[Direction]: Locate each line containing the string "components" and copy it out.

[Recorded data]:
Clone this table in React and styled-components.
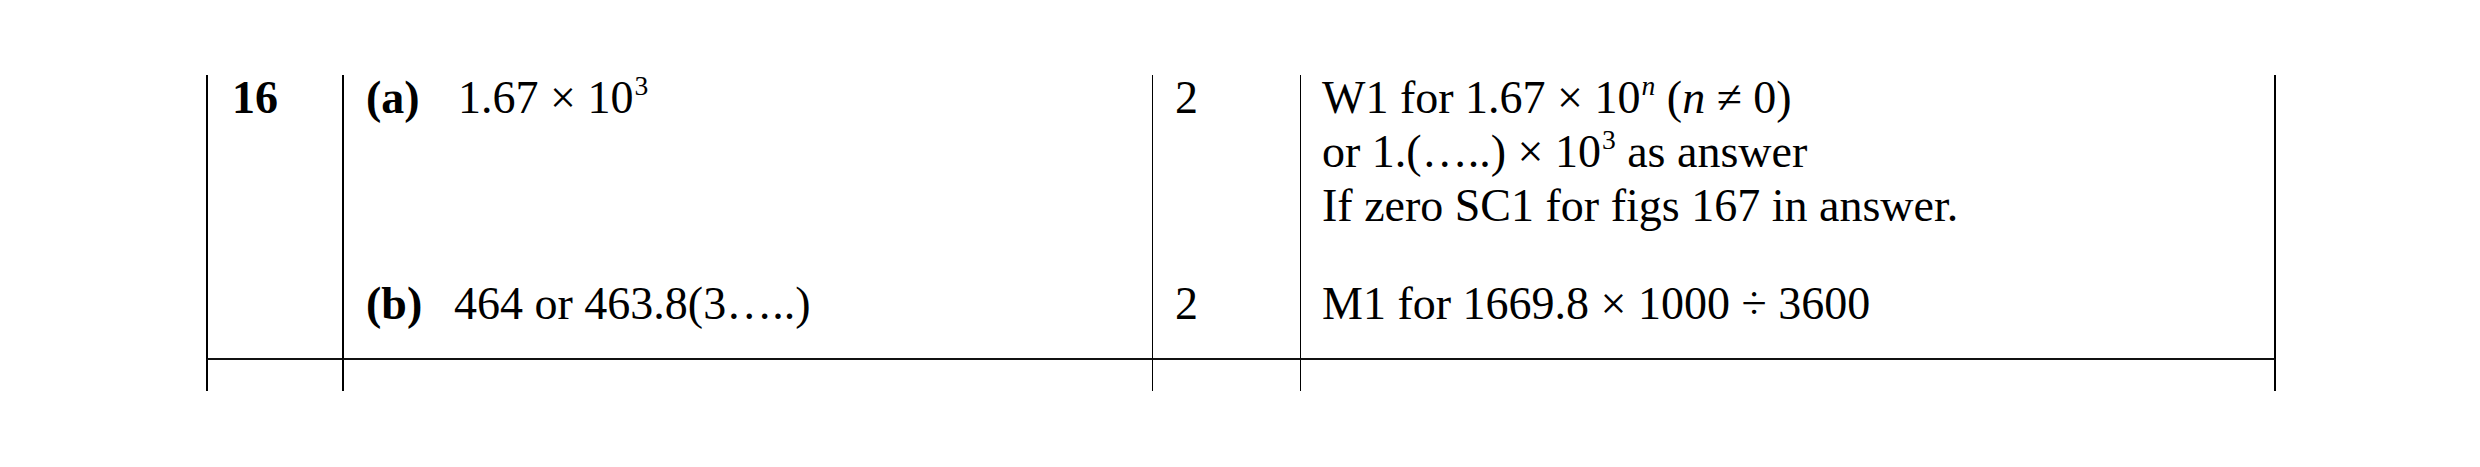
import React from 'react';
import styled, { createGlobalStyle } from 'styled-components';

const GlobalStyle = createGlobalStyle`
  html, body {
    margin: 0;
    padding: 0;
    background: #ffffff;
  }
  body {
    font-family: "Liberation Serif", "Times New Roman", serif;
    color: #000000;
  }
`;

const Page = styled.div`
  width: 2480px;
  height: 467px;
  padding: 75px 0 0 206px;
  box-sizing: border-box;
  background: #ffffff;
`;

const Table = styled.div`
  display: grid;
  grid-template-columns: 136px 810px 148px 976px;
  font-size: 46px;
  line-height: 54px;
`;

const Cell = styled.div`
  box-sizing: border-box;
  border-left: ${p => (p.$thin ? '1px' : '2px')} solid #000;
  border-right: ${p => (p.$last ? '2px solid #000' : 'none')};
  border-bottom: ${p => (p.$rule ? '2px solid #111' : 'none')};
  height: ${p => p.$h}px;
  padding-left: ${p => p.$pad || 22}px;
`;

const Text = styled.div`
  margin-top: -4px;
  white-space: nowrap;
`;

const QNum = styled.span`
  font-weight: bold;
`;

const Part = styled.span`
  display: inline-block;
  width: ${p => p.$w || 92}px;
  font-weight: bold;
`;

const Sup = styled.sup`
  font-size: 0.6em;
  line-height: 0;
  vertical-align: 0.65em;
  margin-left: 1px;
`;

const It = styled.i`
  font-style: italic;
`;

const rows = [
  { h: 206 },
  { h: 79, rule: true },
  { h: 31 },
];

export default function App() {
  return (
    <>
      <GlobalStyle />
      <Page>
        <Table>
          <Cell $h={rows[0].h} $pad={24}>
            <Text><QNum>16</QNum></Text>
          </Cell>
          <Cell $h={rows[0].h}>
            <Text>
              <Part>(a)</Part>1.67 × 10<Sup>3</Sup>
            </Text>
          </Cell>
          <Cell $h={rows[0].h} $thin>
            <Text>2</Text>
          </Cell>
          <Cell $h={rows[0].h} $thin $last $pad={21}>
            <Text>
              W1 for 1.67 × 10<Sup><It>n</It></Sup> (<It>n</It> ≠ 0)
              <br />
              or 1.(…..) × 10<Sup>3</Sup> as answer
              <br />
              If zero SC1 for figs 167 in answer.
            </Text>
          </Cell>

          <Cell $h={rows[1].h} $rule $pad={24} />
          <Cell $h={rows[1].h} $rule>
            <Text>
              <Part $w={88}>(b)</Part>464 or 463.8(3…..)
            </Text>
          </Cell>
          <Cell $h={rows[1].h} $rule $thin>
            <Text>2</Text>
          </Cell>
          <Cell $h={rows[1].h} $rule $thin $last $pad={21}>
            <Text>M1 for 1669.8 × 1000 ÷ 3600</Text>
          </Cell>

          <Cell $h={rows[2].h} />
          <Cell $h={rows[2].h} />
          <Cell $h={rows[2].h} $thin />
          <Cell $h={rows[2].h} $thin $last />
        </Table>
      </Page>
    </>
  );
}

[Written reply]:
Clone this table in React and styled-components.
import styled, { createGlobalStyle } from 'styled-components';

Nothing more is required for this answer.